I had an assistant and a good team of visiting music teachers and it was made clear at my interview that they wanted music to develop and flourish.  A moving force was the musically inclined Director of Studies, and it was not long before he had started an A Cappella Choir: I joined the basses and he introduced us to an exciting East European repertoire by Kodaly, Bardos and Seiber that I came to love.  

I remember sharing early morning duty with him one day outside the sixth form centre.  Latecomers were accosted and instead of handing out a detention slip he gave one of them a searching look: “I reckon you have the right lips for a brass instrument - Mr.  Nelson here is looking for someone to learn the trombone…what do you think about taking it up?”
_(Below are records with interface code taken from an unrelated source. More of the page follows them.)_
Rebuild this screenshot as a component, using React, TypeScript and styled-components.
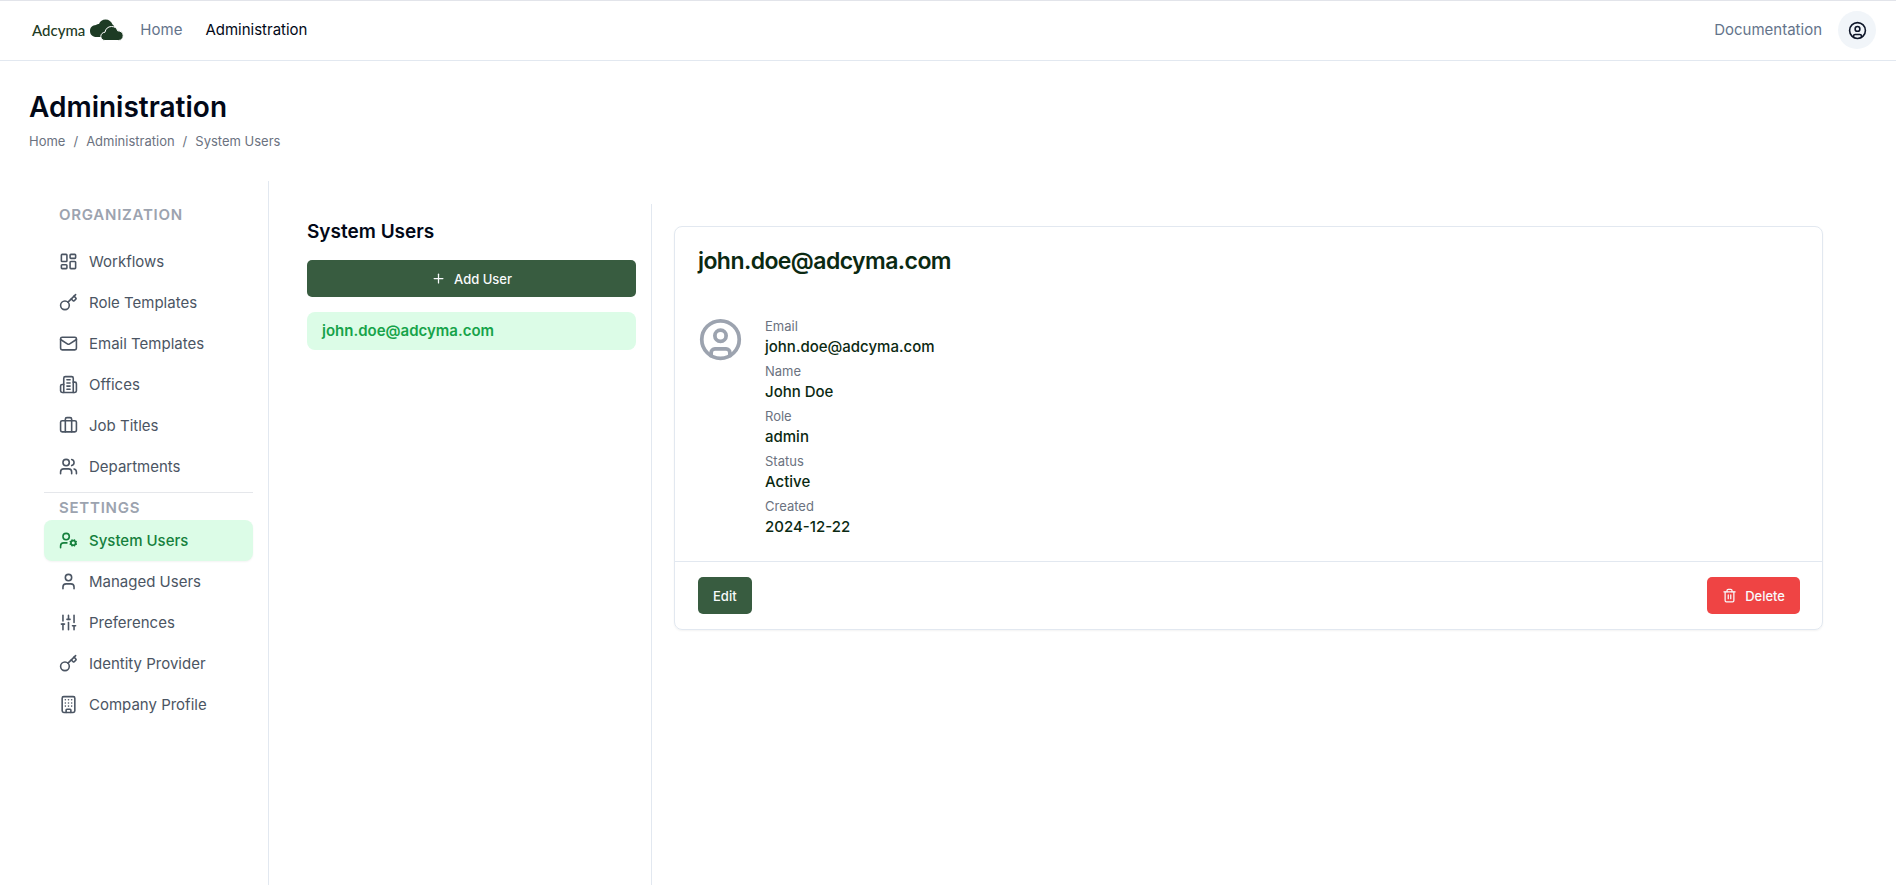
import React from "react";
import styled, { createGlobalStyle, css } from "styled-components";
import {
  Briefcase,
  Building,
  CircleUser,
  Key,
  LayoutDashboard,
  Mail,
  Plus,
  SlidersVertical,
  Trash2,
  User,
  UserCog,
  Users,
} from "lucide-react";

const GlobalStyle = createGlobalStyle`
  *, *::before, *::after { box-sizing: border-box; }
  html, body, #root { min-height: 100vh; }
  body {
    margin: 0;
    background: #ffffff;
    color: #020817;
    font-family: Inter, "Liberation Sans", sans-serif;
    font-size: 15px;
    line-height: 22px;
  }
  h1, h2, h3, p, ul, ol, dl, dd { margin: 0; padding: 0; }
  ul, ol { list-style: none; }
  a { color: inherit; text-decoration: none; }
  button { font: inherit; cursor: pointer; }
`;

const Page = styled.div`
  display: flex;
  flex-direction: column;
  min-height: 100vh;
`;

const TopBar = styled.header`
  display: flex;
  align-items: center;
  justify-content: space-between;
  height: 61px;
  padding: 0 20px 1px 32px;
  border-top: 1px solid #e2e4ea;
  border-bottom: 1px solid #e2e8f0;
`;

const TopGroup = styled.div`
  display: flex;
  align-items: center;
  gap: 16px;
`;

const TopNav = styled.nav`
  display: flex;
  gap: 23px;
`;

const TopLink = styled.a<{ $current?: boolean }>`
  color: ${(p) => (p.$current ? "#020817" : "#64748b")};
`;

const LogoLink = styled.a`
  display: flex;
  align-items: center;
  gap: 4px;
  color: #1d3b24;
  font-family: Lato, sans-serif;
  font-size: 15px;
  font-weight: 500;
`;

const AvatarButton = styled.button`
  display: grid;
  place-items: center;
  width: 38px;
  height: 38px;
  padding: 0;
  border: 0;
  border-radius: 50%;
  background: #f1f5f9;
  color: #0f172a;
`;

const Heading = styled.div`
  padding: 29px 29px 0;
`;

const PageTitle = styled.h1`
  font-size: 28px;
  line-height: 34px;
  font-weight: 600;
`;

const Crumbs = styled.ol`
  display: flex;
  gap: 8px;
  margin-top: 7px;
  color: #6b7280;
  font-size: 13px;
  line-height: 20px;
`;

const Body = styled.div`
  display: flex;
  flex: 1;
  margin-top: 30px;
  padding: 0 73px 0 29px;
`;

const Sidebar = styled.aside`
  width: 240px;
  flex: none;
  padding: 22px 15px 0;
  border-right: 1px solid #e2e8f0;
`;

const GroupTitle = styled.h2<{ $spaced?: boolean }>`
  padding: 0 15px;
  margin-bottom: ${(p) => (p.$spaced ? "14px" : "0")};
  color: #9ca3af;
  font-size: 15px;
  line-height: 24px;
  font-weight: 600;
  letter-spacing: 0.05em;
  text-transform: uppercase;
`;

const SideList = styled.ul<{ $divided?: boolean }>`
  ${(p) =>
    p.$divided &&
    css`
      padding-bottom: 5px;
      margin-bottom: 3px;
      border-bottom: 1px solid #e5e7eb;
    `}
`;

const SideLink = styled.a<{ $active?: boolean }>`
  display: flex;
  align-items: center;
  gap: 11px;
  height: 41px;
  padding: 0 15px;
  border-radius: 8px;
  color: #4b5563;
  ${(p) =>
    p.$active &&
    css`
      background: #dcfce7;
      color: #15803d;
      font-weight: 500;
      box-shadow: 0 1px 2px rgba(0, 0, 0, 0.05);
    `}
`;

const UsersColumn = styled.section`
  width: 383px;
  flex: none;
  margin-top: 23px;
  padding: 15px 15px 0 38px;
  border-right: 1px solid #e2e8f0;
`;

const ColumnTitle = styled.h2`
  margin-bottom: 15px;
  font-size: 19px;
  line-height: 26px;
  font-weight: 600;
`;

const Button = styled.button<{ $tone?: "danger"; $wide?: boolean }>`
  display: flex;
  align-items: center;
  justify-content: center;
  gap: 8px;
  width: ${(p) => (p.$wide ? "100%" : "auto")};
  height: 37px;
  padding: 0 15px;
  border: 0;
  border-radius: 5px;
  background: ${(p) => (p.$tone === "danger" ? "#ef4444" : "#385c40")};
  color: #f8fafc;
  font-size: 13px;
  font-weight: 500;
`;

const UserEntry = styled.a`
  display: flex;
  align-items: center;
  height: 38px;
  margin-top: 15px;
  padding: 0 15px;
  border-radius: 8px;
  background: #dcfce7;
  color: #16a34a;
  font-weight: 600;
`;

const Detail = styled.main`
  flex: 1;
  min-width: 0;
  padding: 45px 0 0 22px;
`;

const Card = styled.article`
  border: 1px solid #e2e8f0;
  border-radius: 8px;
  box-shadow: 0 1px 2px rgba(0, 0, 0, 0.05);
  color: #0b2912;
`;

const CardTitle = styled.h3`
  padding: 21px 23px 0;
  font-size: 23px;
  line-height: 26px;
  font-weight: 600;
  letter-spacing: -0.025em;
`;

const CardBody = styled.div`
  display: flex;
  align-items: flex-start;
  gap: 22px;
  padding: 43px 23px 23px;
  & > svg { color: #9ca3af; }
`;

const Fields = styled.dl`
  display: grid;
  row-gap: 4px;
`;

const Term = styled.dt`
  color: #6b7280;
  font-size: 13px;
  line-height: 19px;
`;

const Value = styled.dd`
  line-height: 22px;
  font-weight: 500;
`;

const CardFooter = styled.footer`
  display: flex;
  justify-content: space-between;
  padding: 15px 22px 15px 23px;
  border-top: 1px solid #e2e8f0;
`;

function CloudMark() {
  return (
    <svg width="35" height="22" viewBox="0 0 34 22" aria-hidden="true">
      <path
        fill="#1d3b24"
        d="M7 18C3 18 .5 15.500 .5 12S3 6.200 6.500 6C7.500 5 8.500 5 9.500 5C10.500 2 13 .5 16 .5C19.500 .5 22 2.500 23 5.500C24 6 24.500 7 24.800 8L20 18Z"
      />
      <path
        fill="#1d3b24"
        stroke="#ffffff"
        strokeWidth="1"
        d="M15.500 21.500C13 21.500 11.300 19.800 11.300 17.500C11.300 15 13 13.500 15.500 13.200C16 9.800 18.500 7.500 22 7.500C25 7.500 27.500 9 28.200 11.800C31.500 11.800 33.700 13.800 33.700 16.700C33.700 19.500 31.800 21.500 28.800 21.500Z"
      />
    </svg>
  );
}

function OfficeIcon({ size }: { size: number }) {
  return (
    <svg
      width={size}
      height={size}
      viewBox="0 0 24 24"
      fill="none"
      stroke="currentColor"
      strokeWidth="2"
      strokeLinecap="round"
      strokeLinejoin="round"
      aria-hidden="true"
    >
      <path d="M6 22V4a2 2 0 0 1 2-2h8a2 2 0 0 1 2 2v18Z" />
      <path d="M6 12H4a2 2 0 0 0-2 2v6a2 2 0 0 0 2 2h2" />
      <path d="M18 9h2a2 2 0 0 1 2 2v9a2 2 0 0 1-2 2h-2" />
      <path d="M10 6h4M10 10h4M10 14h4M10 18h4" />
    </svg>
  );
}

type Entry = { label: string; icon: React.ElementType; active?: boolean };

const organization: Entry[] = [
  { label: "Workflows", icon: LayoutDashboard },
  { label: "Role Templates", icon: Key },
  { label: "Email Templates", icon: Mail },
  { label: "Offices", icon: OfficeIcon },
  { label: "Job Titles", icon: Briefcase },
  { label: "Departments", icon: Users },
];

const settings: Entry[] = [
  { label: "System Users", icon: UserCog, active: true },
  { label: "Managed Users", icon: User },
  { label: "Preferences", icon: SlidersVertical },
  { label: "Identity Provider", icon: Key },
  { label: "Company Profile", icon: Building },
];

const fields = [
  ["Email", "john.doe@adcyma.com"],
  ["Name", "John Doe"],
  ["Role", "admin"],
  ["Status", "Active"],
  ["Created", "2024-12-22"],
];

function SideGroup({ entries, divided }: { entries: Entry[]; divided?: boolean }) {
  return (
    <SideList $divided={divided}>
      {entries.map(({ label, icon: Icon, active }) => (
        <li key={label}>
          <SideLink href="#" $active={active} aria-current={active ? "page" : undefined}>
            <Icon size={19} />
            {label}
          </SideLink>
        </li>
      ))}
    </SideList>
  );
}

export default function App() {
  return (
    <Page>
      <GlobalStyle />
      <TopBar>
        <TopGroup>
          <LogoLink href="#">
            Adcyma
            <CloudMark />
          </LogoLink>
          <TopNav aria-label="Main">
            <TopLink href="#">Home</TopLink>
            <TopLink href="#" $current>
              Administration
            </TopLink>
          </TopNav>
        </TopGroup>
        <TopGroup>
          <TopLink href="#">Documentation</TopLink>
          <AvatarButton type="button" aria-label="Account">
            <CircleUser size={19} />
          </AvatarButton>
        </TopGroup>
      </TopBar>

      <Heading>
        <PageTitle>Administration</PageTitle>
        <nav aria-label="Breadcrumb">
          <Crumbs>
            <li><a href="#">Home</a></li>
            <li aria-hidden="true">/</li>
            <li><a href="#">Administration</a></li>
            <li aria-hidden="true">/</li>
            <li>System Users</li>
          </Crumbs>
        </nav>
      </Heading>

      <Body>
        <Sidebar>
          <GroupTitle $spaced>Organization</GroupTitle>
          <SideGroup entries={organization} divided />
          <GroupTitle>Settings</GroupTitle>
          <SideGroup entries={settings} />
        </Sidebar>

        <UsersColumn>
          <ColumnTitle>System Users</ColumnTitle>
          <Button type="button" $wide>
            <Plus size={15} />
            Add User
          </Button>
          <UserEntry href="#">john.doe@adcyma.com</UserEntry>
        </UsersColumn>

        <Detail>
          <Card>
            <CardTitle>john.doe@adcyma.com</CardTitle>
            <CardBody>
              <CircleUser size={45} />
              <Fields>
                {fields.map(([term, value]) => (
                  <div key={term}>
                    <Term>{term}</Term>
                    <Value>{value}</Value>
                  </div>
                ))}
              </Fields>
            </CardBody>
            <CardFooter>
              <Button type="button">Edit</Button>
              <Button type="button" $tone="danger">
                <Trash2 size={15} />
                Delete
              </Button>
            </CardFooter>
          </Card>
        </Detail>
      </Body>
    </Page>
  );
}
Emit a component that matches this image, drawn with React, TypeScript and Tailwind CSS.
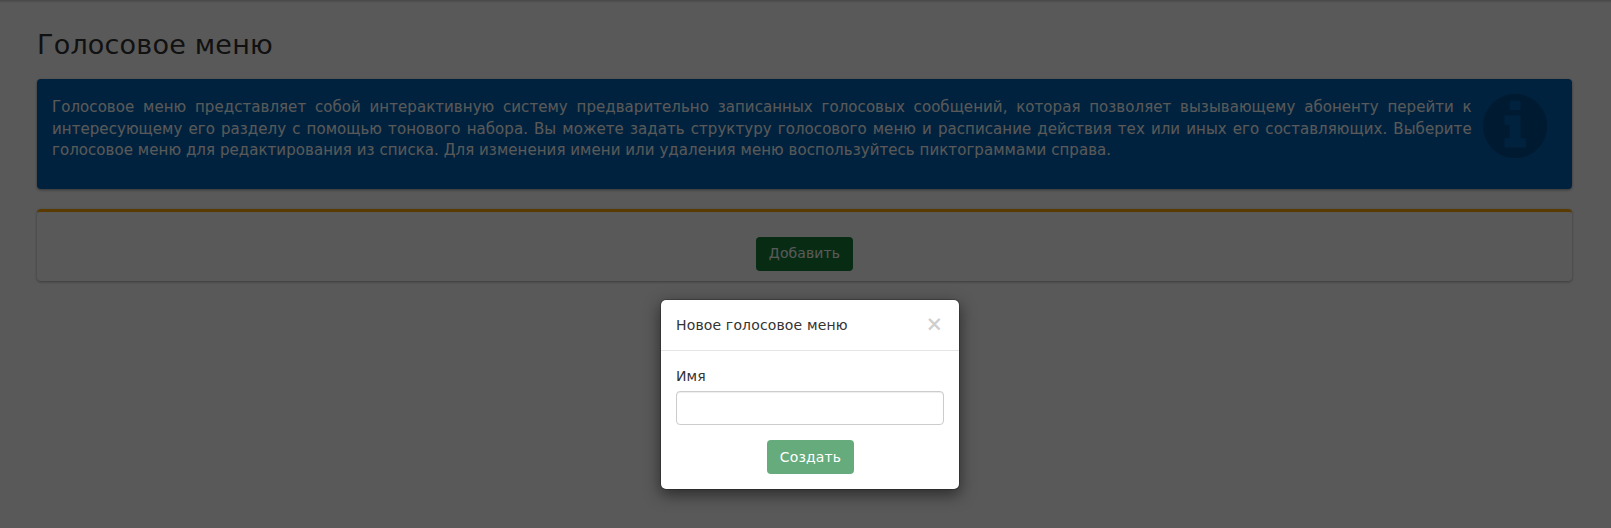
import React from 'react';

function InfoIcon() {
  return (
    <svg viewBox="128 128 1536 1536" className="h-[64.3px] w-[64.3px] shrink-0 fill-black/20" aria-hidden="true">
      <path d="M1152 1376v-160q0-14-9-23t-23-9h-96v-512q0-14-9-23t-23-9h-320q-14 0-23 9t-9 23v160q0 14 9 23t23 9h96v320h-96q-14 0-23 9t-9 23v160q0 14 9 23t23 9h448q14 0 23-9t9-23zm-128-896v-160q0-14-9-23t-23-9h-192q-14 0-23 9t-9 23v160q0 14 9 23t23 9h192q14 0 23-9t9-23zm640 416q0 209-103 385.5t-279.5 279.5-385.5 103-385.5-103-279.5-279.5-103-385.5 103-385.5 279.5-279.5 385.5-103 385.5 103 279.5 279.5 103 385.5z" />
    </svg>
  );
}

function CreateDialog() {
  return (
    <div
      role="dialog"
      className="h-[191px] w-[300px] rounded-md border border-black/20 bg-white bg-clip-padding text-[14px] leading-5 tracking-[0.15px] text-[#333] shadow-[0_5px_15px_rgba(0,0,0,0.5)]"
    >
      <div className="flex h-[51px] items-center justify-between border-b border-[#e5e5e5] px-[15px]">
        <h4>Новое голосовое меню</h4>
        <button className="pr-px pb-[2px] text-[21px] leading-none font-bold tracking-normal text-black/20">×</button>
      </div>
      <form className="flex flex-col px-[15px] pt-[15px]">
        <label className="mb-[5px]">Имя</label>
        <input className="h-[34px] w-full rounded border border-[#ccc] px-3 shadow-[inset_0_1px_1px_rgba(0,0,0,0.075)] outline-none" />
        <button type="button" className="mt-[15px] h-[34px] w-[87px] self-center rounded bg-[#157f37] pl-px text-white opacity-65">
          Создать
        </button>
      </form>
    </div>
  );
}

export default function App() {
  return (
    <div className="relative h-[528px] overflow-hidden bg-white font-['DejaVu_Sans',sans-serif] text-[#333]">
      <div className="h-[3px] bg-linear-to-b from-black/20 to-transparent" />
      <div className="px-[37px] pr-[39px]">
        <h1 className="h-[76px] pt-[25px] text-[27px] leading-[34px] tracking-[0.2px]">Голосовое меню</h1>
        <section className="flex h-[110px] items-start gap-[11px] rounded bg-[#0061b1] pt-[15px] pr-[25px] pl-[15px] shadow-[0_1px_3px_rgba(0,0,0,0.4)]">
          <p className="flex-1 pt-[3.4px] text-justify text-[15px] leading-[21.43px] tracking-[0.06px] text-white">
            Голосовое меню представляет собой интерактивную систему предварительно записанных голосовых сообщений,
            которая позволяет вызывающему абоненту перейти к интересующему его разделу с помощью тонового набора. Вы
            можете задать структуру голосового меню и расписание действия тех или иных его составляющих. Выберите
            голосовое меню для редактирования из списка. Для изменения имени или удаления меню воспользуйтесь
            пиктограммами справа.
          </p>
          <InfoIcon />
        </section>
        <section className="mt-[20px] flex h-[72px] justify-center rounded border-t-[3px] border-[#ffa500] bg-white pt-[25px] shadow-[0_1px_3px_rgba(0,0,0,0.35)]">
          <button className="h-[34px] w-[97px] rounded bg-[#157f37] pb-[2px] text-[14px] leading-5 tracking-[0.1px] text-white">
            Добавить
          </button>
        </section>
      </div>
      <div className="absolute inset-0 flex justify-center bg-black/65 pt-[299px] pl-[9px]">
        <CreateDialog />
      </div>
    </div>
  );
}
I took on all-comers to perform choral works in the local church: the Messiah was first and later Haydn’s Creation.  It was the era of Edward Heath’s government and the three-day week.  I was rehearsing the opening chorus of The Creation one evening in the large glass-surrounded music room and the famous moment came: 'And God said, let there be light…'

 “Now when it comes to and there was..  LIGHT!” I said, “remember to suddenly change from pianissimo to fortissimo at the word LIGHT”.  And when we came to it there was a perfectly timed power cut and the rehearsal ended in pitch darkness and a fair 'Representation of Chaos' ensued.

The Head was a quiet spoken, laid-back pipe smoker who took off Wednesday afternoons in the Summer Term to go fly-fishing.  

“I wonder what you would think of our putting on a Musical,” I once ventured - and he dreamily brushed it aside.  A month later he called me in.  He had had a thought…what about staging a Musical production at the school?

“What a good idea!” I said, and set about writing 'Poop, Poop', a musical version of 'Wind in the Willows'.  

The principal parts were taken by staff and all the rest by pupils - something that would not happen today-but it was a lot of fun.

Then there were 'The Jongleurs', a keen group I formed to sing and play Medieval music with a motley assortment of instruments, including tabors, recorders, a viol, a gemshorn and a crumhorn.  

Two rich Americans wanted us to perform in their Oxfordshire manor house, and funded a set of medieval costumes.  It was not long before the French teacher had trained up a group of youngsters to join us: 'The Danseurs' became a colourfully costumed addition to our act.

It was a time of creative ideas, like the 'Music Fayre', which showcased all the various musical goings on.   And it was an exciting time for me, working with some talented and highly motivated pupils in what had become a very rewarding post.